For many people home town is the place they originated from, usually were they were born. Where they have history, relatives and childhood friends they grew up with, where people remember them, somewhere they can return.
Ask an army brat where are you from? and you probably won’t get a definite answer. Like many military brats that moved around a lot as a child, I have that familiar feeling of being from nowhere in particular. I have no real historical roots or sense of belonging to any particular region or town. I moved from the city I was born before I could walk, lived in many different parts of the UK and also spent a lot of my childhood years living abroad.

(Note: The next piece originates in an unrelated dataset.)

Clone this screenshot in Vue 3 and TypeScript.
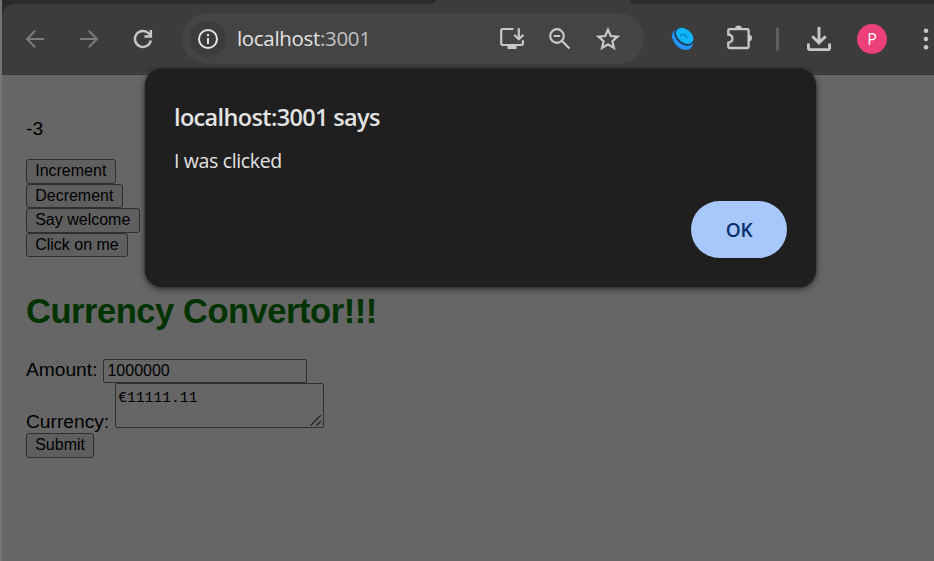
<script setup lang="ts">
import { ref } from 'vue'

const count = ref(-3)
const actions: string[] = ['Increment', 'Decrement', 'Say welcome', 'Click on me']
const amount = ref('1000000')
const converted = ref('€11111.11')
</script>

<template>
  <div class="window">
    <div class="tabstrip"><span class="before"></span><span class="after"></span></div>
    <header class="toolbar">
      <svg class="icon nav dim" viewBox="0 0 24 24"><path d="M21 12H4M12.2 3.8 4 12l8.2 8.2" /></svg>
      <svg class="icon nav dim" viewBox="0 0 24 24"><path d="M3 12h17M11.8 3.8 20 12l-8.2 8.2" /></svg>
      <svg class="icon nav reload" viewBox="0 0 24 24"><path d="M19.8 13.5A8 8 0 1 1 17.8 6.500L20 9M19.900 3v6.500h-6.500" /></svg>
      <div class="omnibox">
        <span class="site">
          <svg viewBox="0 0 24 24"><circle cx="12" cy="12" r="9" /><path d="M12 11v6M12 7v2.2" /></svg>
        </span>
        <span class="url">localhost<span class="port">:3001</span></span>
        <svg class="icon install" viewBox="0 0 24 24"><path d="M13.500 2H3Q1.200 2 1.200 3.700V16.300Q1.200 18 3 18H21.200Q22.900 18 22.900 16.300V13.200M18.800 1.200V12M14.200 7.700l4.600 4.600 4.600-4.600" /><path d="M7.500 17.500h9v4.500h-9z" class="solid" /></svg>
        <svg class="icon lens" viewBox="0 0 24 24"><circle cx="9" cy="9" r="6.800" /><path d="M14 14l7.500 7.500M5.800 9h6.400" /></svg>
        <svg class="icon star" viewBox="0 0 24 24"><path d="M12 2.600l2.700 6.400 6.900.6-5.200 4.600 1.500 6.700L12 17.300l-5.900 3.600 1.500-6.700-5.200-4.600 6.900-.6z" /></svg>
      </div>
      <svg class="icon ext" viewBox="0 0 24 24">
        <ellipse class="bowl" cx="11.500" cy="12.500" rx="12" ry="8.800" transform="rotate(43 11.500 12.500)" />
        <ellipse class="rim" cx="13" cy="9.800" rx="11" ry="7.300" transform="rotate(40 13 9.800)" />
        <path class="gap" d="M1.200 11.500c1.300 5 4.500 8.800 8.800 11" />
        <ellipse class="face" cx="13.700" cy="8.900" rx="9.800" ry="6.700" transform="rotate(40 13.700 8.900)" />
        <path class="swirl" d="M9 9.200c1.500-3.200 6-2 7.200 1.600" />
      </svg>
      <svg class="icon puzzle" viewBox="0 0 26 26"><path d="M3.700 5.200H21.200Q22.600 5.200 22.600 6.600V22.600Q22.600 24 21.200 24H3.700Q2.300 24 2.300 22.600V18.700C7.800 18 7.800 11.200 2.300 10.500V6.600Q2.300 5.200 3.700 5.200z" /><path class="solid" d="M9 5a3.500 3.500 0 0 1 7 0zM22.500 10.500a3.500 3.500 0 0 1 0 7z" /></svg>
      <span class="divider"></span>
      <svg class="icon download" viewBox="0 0 24 24"><path d="M12 0V15.500M5.300 9.200l6.700 6.700 6.700-6.700M1.400 16.500v4.600q0 1.500 1.500 1.500h18.200q1.500 0 1.500-1.500v-4.600" /></svg>
      <span class="avatar">P</span>
      <svg class="dots" viewBox="0 0 6 24"><circle cx="3" cy="3.700" r="2.300" /><circle cx="3" cy="12" r="2.300" /><circle cx="3" cy="20.300" r="2.300" /></svg>
    </header>
    <main class="page">
      <p class="count">{{ count }}</p>
      <div class="actions">
        <button v-for="label in actions" :key="label" type="button">{{ label }}</button>
      </div>
      <h1>Currency Convertor!!!</h1>
      <form @submit.prevent>
        <label class="row amount">Amount: <input v-model="amount" type="text" /></label>
        <label class="row currency">Currency:
          <span class="area">{{ converted }}<svg viewBox="0 0 12 12"><path d="M.5 11.500 11 1M6.500 11.500l4.500-4.500" /></svg></span>
        </label>
        <button type="submit">Submit</button>
      </form>
    </main>
    <section class="dialog" role="dialog">
      <h2>localhost:3001 says</h2>
      <p>I was clicked</p>
      <button type="button">OK</button>
    </section>
  </div>
</template>

<style>
body { margin: 0; background: #666; }
</style>

<style scoped>
* { box-sizing: border-box; }
.window {
  position: relative;
  width: 934px;
  height: 561px;
  overflow: hidden;
  border-left: 2px solid #757575;
  background: #2b2b2b;
  font-family: "Liberation Sans", Arial, sans-serif;
}
.tabstrip { display: flex; justify-content: space-between; height: 4px; background: #3c3c3c; }
.tabstrip span { background: #2b2b2b; }
.before { width: 434px; border-bottom-right-radius: 8px 4px; }
.after { width: 304px; border-bottom-left-radius: 8px 4px; }
.toolbar {
  display: flex;
  align-items: center;
  height: 71px;
  padding: 0 0 1px 21px;
  border-bottom: 1px solid #353535;
  border-radius: 12px 0 0 0;
  background: #3c3c3c;
  box-shadow: inset 0 -1px #444;
}
.icon { flex: none; width: 24px; height: 24px; fill: none; stroke: #c7c7c7; stroke-width: 2; }
.icon .solid { fill: #c7c7c7; stroke: none; }
.nav { margin-right: 30px; }
.reload { margin-right: 27px; stroke-width: 2.4; }
.dim { stroke: #7b7b7b; }
.omnibox {
  display: flex;
  flex: none;
  align-items: center;
  width: 462px;
  height: 51px;
  padding: 0 24px 0 8px;
  border-radius: 26px;
  background: #444;
}
.site {
  display: flex;
  align-items: center;
  justify-content: center;
  width: 36px;
  height: 36px;
  margin-right: 11px;
  border-radius: 50%;
  background: #3c3c3c;
}
.site svg { width: 24px; height: 24px; fill: none; stroke: #e3e3e3; stroke-width: 2; }
.url { flex: 1; padding-bottom: 2px; color: #e3e3e3; font: 20.5px/28px "Open Sans", sans-serif; letter-spacing: -0.32px; }
.port { color: #c0c0c0; }
.install, .lens, .star { stroke-width: 2.2; }
.lens, .star { margin-left: 24px; }
.ext { margin-left: 27px; stroke: none; }
.ext .bowl { fill: #2196fb; }
.ext .rim { fill: #26394a; }
.ext .face { fill: #10b5fb; }
.ext .gap { stroke: #303d4c; stroke-width: 1; }
.ext .swirl { stroke: #087bc0; stroke-width: 1.2; }
.puzzle { width: 26px; height: 26px; margin: -3px 1px 0 31px; stroke-width: 2.3; }
.divider { flex: none; width: 3px; height: 24px; margin: 0 28px 0 23px; border-radius: 2px; background: #5e5e5e; }
.download { stroke-width: 2.900; }
.avatar {
  display: flex;
  flex: none;
  align-items: center;
  justify-content: center;
  width: 30px;
  height: 30px;
  margin: 0 36px 0 26px;
  border-radius: 50%;
  background: #ec407a;
  color: #fff;
  font: 16px/30px "Open Sans", sans-serif;
}
.dots { flex: none; width: 6px; height: 24px; fill: #c7c7c7; }
.page { height: 486px; padding: 43px 24px 0; background: #666; color: #000; font-size: 19.2px; line-height: 22px; }
.count { margin: 0 0 19px; }
.actions { display: flex; flex-direction: column; align-items: flex-start; height: 98px; }
.page button {
  display: block;
  height: 24.5px;
  padding: 0 8.2px;
  border: 1px solid #2f2f2f;
  border-radius: 3px;
  background: #5f5f5f;
  color: #000;
  font: 16px/22px "Liberation Sans", Arial, sans-serif;
}
.page h1 { margin: 34px 0 28px; color: #030; font-size: 34.5px; line-height: 40px; letter-spacing: -0.46px; }
.row { display: flex; }
.amount { height: 24px; }
.amount input {
  width: 204px;
  height: 24px;
  margin: 0 0 0 5.5px;
  padding: 0 3.500px;
  border: 1px solid #2f2f2f;
  border-radius: 2px;
  background: #666;
  color: #000;
  font: 16px/20px "Liberation Sans", Arial, sans-serif;
}
.currency { align-items: flex-end; height: 50px; }
.area {
  position: relative;
  width: 209px;
  height: 45px;
  margin: 0 0 5px 6px;
  padding: 5px 2px 3px;
  border: 1px solid #2f2f2f;
  border-radius: 2px;
  font: 14.700px/18px "Liberation Mono", monospace;
}
.area svg { position: absolute; right: 1px; bottom: 1px; width: 12px; height: 12px; fill: none; stroke: #252525; stroke-width: 1.300; }
.dialog {
  position: absolute;
  top: 69px;
  left: 143px;
  display: flex;
  flex-direction: column;
  width: 671px;
  height: 218px;
  padding: 32px 29px 0;
  border-radius: 17px;
  background: #1f1f1f;
  box-shadow: 0 2px 7px rgba(0, 0, 0, 0.55), 0 0 2px rgba(0, 0, 0, 0.6);
  color: #e3e3e3;
  font-family: "Open Sans", sans-serif;
}
.dialog h2 { margin: 0; font-size: 23.5px; font-weight: 600; line-height: 32px; letter-spacing: -0.65px; }
.dialog p { margin: 13px 0 26px; font-size: 19.5px; line-height: 29px; letter-spacing: -0.35px; }
.dialog button {
  align-self: flex-end;
  width: 96px;
  height: 57px;
  padding: 2px 0 0;
  border: 0;
  border-radius: 29px;
  background: #a8c7fa;
  color: #062e6f;
  font: 600 19px/55px "Open Sans", sans-serif;
  letter-spacing: -0.3px;
}
</style>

Army brat with no home town
My memories of the various places I’ve lived tend to be based on emotional connections. I remember little about landmarks or the geographical detail. If I was to return to any of these places now I’d be stranger. But I do remember; The camp I lived on where I would watch Concorde on its practice runs, the house I lived in when the Falklands war started and where I lived at the time of bomb scares, where dad had to use a mirror on a stick to check under his car…
Although for me it was frequently one house to another, I remember my upbringing fondly as a continuum of happy experiences. I recall a childhood filled with hot summers playing out with friends speaking different languages, bratwurst and sweet kiosks in the wall. Waiting excitedly for dad coming home with another souvenir from around the world. Wearing snow suits to school. School activities that included driving tanks and the families sunday lunches in the sergeant’s mess.
Benefits of the army lifestyle
Being brought up within a mobile army lifestyle has provided me a wider perspective on life that I feel I might not have had, had I been brought up in one place. Looking back, my sense of belonging as a child didn’t come from being in one place or any particular geographical region. It came from being part of a close knit military community and having the consistency of the military lifestyle wherever we went.
As children army brats are conditioned to keep moving forward and not be perturbed by the fear of change. We have learnt to say goodbye to friends, embrace new places, integrate and adapt and to know that we can thrive wherever we end up. Perhaps this is why in adulthood so many of us find it difficult to settle in one place, it’s our instinct to keep moving on, embrace the next opportunity, experience more of life.
Home is where the army brat chooses
‘Moving forward’ will always be easier if you are not constrained by historical ties or connections to any one place. We army brats may not belong to anywhere in particular, but on refection, perhaps the greatest legacy our upbringing has afforded us is a freedom. The freedom to make our homes, our ‘belonging’ wherever we want.